The problem isn't asking about the greatest value of y = e^-2x2. It's asking about the greatest value of A(x). Find a formula for A(x) and then do the usual thing with finding A'(x) and setting it to zero.

ok so for b I've attempted this but I am stuck

$$y = e^{-2x^2}$$

$$A = x(e^-2x^2)$$

$$A = xe^-2x^2$$

$$A' = x * -4xe^-2x^2 + 1 * e^-2x^2$$

$$A' = -4x^2*e^-2x^2 + e^-2x^2$$

$$0 = -4x^2*e^-2x^2 + e^-2x^2$$

 

[Mark44]

Factor e^-2x2 out of the two expressions.

 

[Mark44]

ok so for b I've attempted this but I am stuck

$$y = e^{-2x^2}$$

$$A = xe^{-2x^2}$$

$$A = xe^{-2x^2}$$

$$A' = x * -4xe^{-2x^2} + 1 * e^{-2x^2}$$

$$A' = -4x^2*e^{-2x^2} + e^{-2x^2}$$

$$0 = -4x^2*e^{-2x^2} + e^{-2x^2}$$

This is a lot easier to read - thanks!

In your LaTeX, if an exponent is more than 1 character, put braces {} around it. I fixed the above to make them look better.

 

[rjs123]

This is a lot easier to read - thanks!

In your LaTeX, if an exponent is more than 1 character, put braces {} around it. I fixed the above to make them look better.

$$0 = e^{-2x^2}(-4x^2 + 1)$$

$$0 = e^{-2x^2}(-2x + 1)(2x + 1)$$

$$x = -1/2, 1/2$$

width = 1
length =
$$y = e^{-2(1/2)^2}$$
$$y = e^{-2(1/4)}$$
$$y = e^{-1/2}$$

length = .606

A = 1 * .606, A = .606

 

[Mark44]

OK, these are values of x for which A'(x) = 0. Do you get a maximum, minimum, or neither at each of them?

 

[rjs123]

OK, these are values of x for which A'(x) = 0. Do you get a maximum, minimum, or neither at each of them?

I'm still confused on the answer for b since the area for a rectangle under the graph could be infinite since the graph never touches the x-axis.

 

[Mark44]

For each value of x, you get a value A(x), which is the area of one rectangle. As x gets larger, the rectangles get wider, but they also get shorter, which also affects their area.

 

[rjs123]

For each value of x, you get a value A(x), which is the area of one rectangle. As x gets larger, the rectangles get wider, but they also get shorter, which also affects their area.
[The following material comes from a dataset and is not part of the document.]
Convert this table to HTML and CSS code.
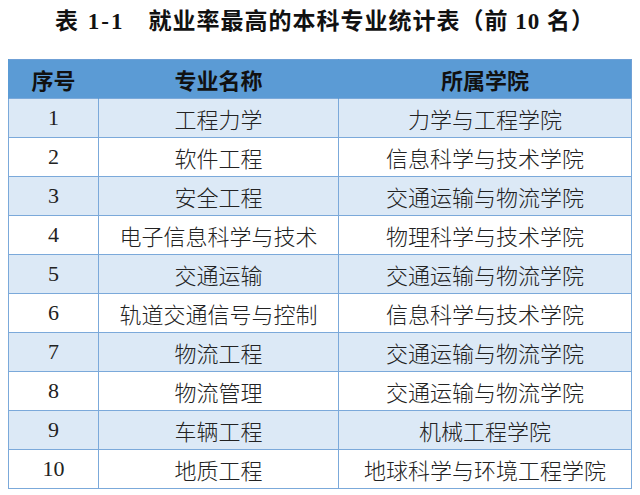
FILE: index.html
```html
<!DOCTYPE html>
<html lang="zh-CN">
<head>
<meta charset="utf-8">
<link rel="stylesheet" href="styles.css">
</head>
<body>
<h1 class="title"><span class="tno">表 1-1</span>就业率最高的本科专业统计表（前 10 名）</h1>
<table class="rank">
  <thead>
    <tr><th class="c1">序号</th><th class="c2">专业名称</th><th class="c3">所属学院</th></tr>
  </thead>
  <tbody>
    <tr class="alt"><td>1</td><td>工程力学</td><td>力学与工程学院</td></tr>
    <tr><td>2</td><td>软件工程</td><td>信息科学与技术学院</td></tr>
    <tr class="alt"><td>3</td><td>安全工程</td><td>交通运输与物流学院</td></tr>
    <tr><td>4</td><td>电子信息科学与技术</td><td>物理科学与技术学院</td></tr>
    <tr class="alt"><td>5</td><td>交通运输</td><td>交通运输与物流学院</td></tr>
    <tr><td>6</td><td>轨道交通信号与控制</td><td>信息科学与技术学院</td></tr>
    <tr class="alt"><td>7</td><td>物流工程</td><td>交通运输与物流学院</td></tr>
    <tr><td>8</td><td>物流管理</td><td>交通运输与物流学院</td></tr>
    <tr class="alt"><td>9</td><td>车辆工程</td><td>机械工程学院</td></tr>
    <tr><td>10</td><td>地质工程</td><td>地球科学与环境工程学院</td></tr>
  </tbody>
</table>
</body>
</html>
```
FILE: styles.css
```css
html, body {
  margin: 0;
  padding: 0;
  background: #ffffff;
}
body {
  padding: 0 8px;
  font-family: "Liberation Serif", "Noto Sans CJK SC", serif;
  color: #1a1a1a;
}
.title {
  margin: 0;
  padding: 8px 0 0 47px;
  height: 50px;
  box-sizing: border-box;
  font-size: 23px;
  line-height: 28px;
  font-weight: bold;
  color: #111;
  font-family: "Liberation Serif", "Noto Sans CJK SC", serif;
  letter-spacing: 1px;
}
.tno {
  margin-right: 24px;
  letter-spacing: 2px;
}
.rank {
  width: 624px;
  border-collapse: collapse;
  table-layout: fixed;
  border: 1px solid #6fa0d6;
  margin-top: 9px;
}
.rank th {
  background: #5b9bd5;
  height: 38px;
  padding: 0;
  font-family: "Noto Sans CJK SC", sans-serif;
  font-size: 22px;
  font-weight: bold;
  color: #111;
  border-left: 1px solid #5b9bd5;
}
.rank .c1 { width: 89px; }
.rank .c2 { width: 239px; }
.rank td {
  height: 38px;
  padding: 0;
  text-align: center;
  font-size: 22px;
  font-weight: 300;
  color: #222;
  border: 1px solid #7ba9da;
}
.rank tr.alt td {
  background: #dce9f6;
}
```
I used some numbers to justify this...and you are right...if i pick anything greater than or less than 1/2 for x...the area gets exponentially smaller.

Almost done...for c.)... what is the average value of A(x) on the interval 0 <= x <= 2...

should i just use average value theorem...basically get the area when x = 2...divide that by 2?

 

[Mark44]

Be careful when you say area, since you're not really dealing with the area under the curve, but instead the average area of the rectangles. Remember that A(x) gives you the area of a rectangle whose width is 2x and whose height is e^-2x2, for x between 0 and 2.

 

[rjs123]

Be careful when you say area, since you're not really dealing with the area under the curve, but instead the average area of the rectangles. Remember that A(x) gives you the area of a rectangle whose width is 2x and whose height is e^-2x2, for x between 0 and 2.

when 0<=x<=2

b = 2 a = 0

A(b) - A(a)/ b - a

.00134 - 0/ 2 = .006709
This is basically the average area of the rectangle when x is between 0 and 2 correct?

 

[rjs123]

Be careful when you say area, since you're not really dealing with the area under the curve, but instead the average area of the rectangles. Remember that A(x) gives you the area of a rectangle whose width is 2x and whose height is e^-2x2, for x between 0 and 2.

any help on setting this up properly...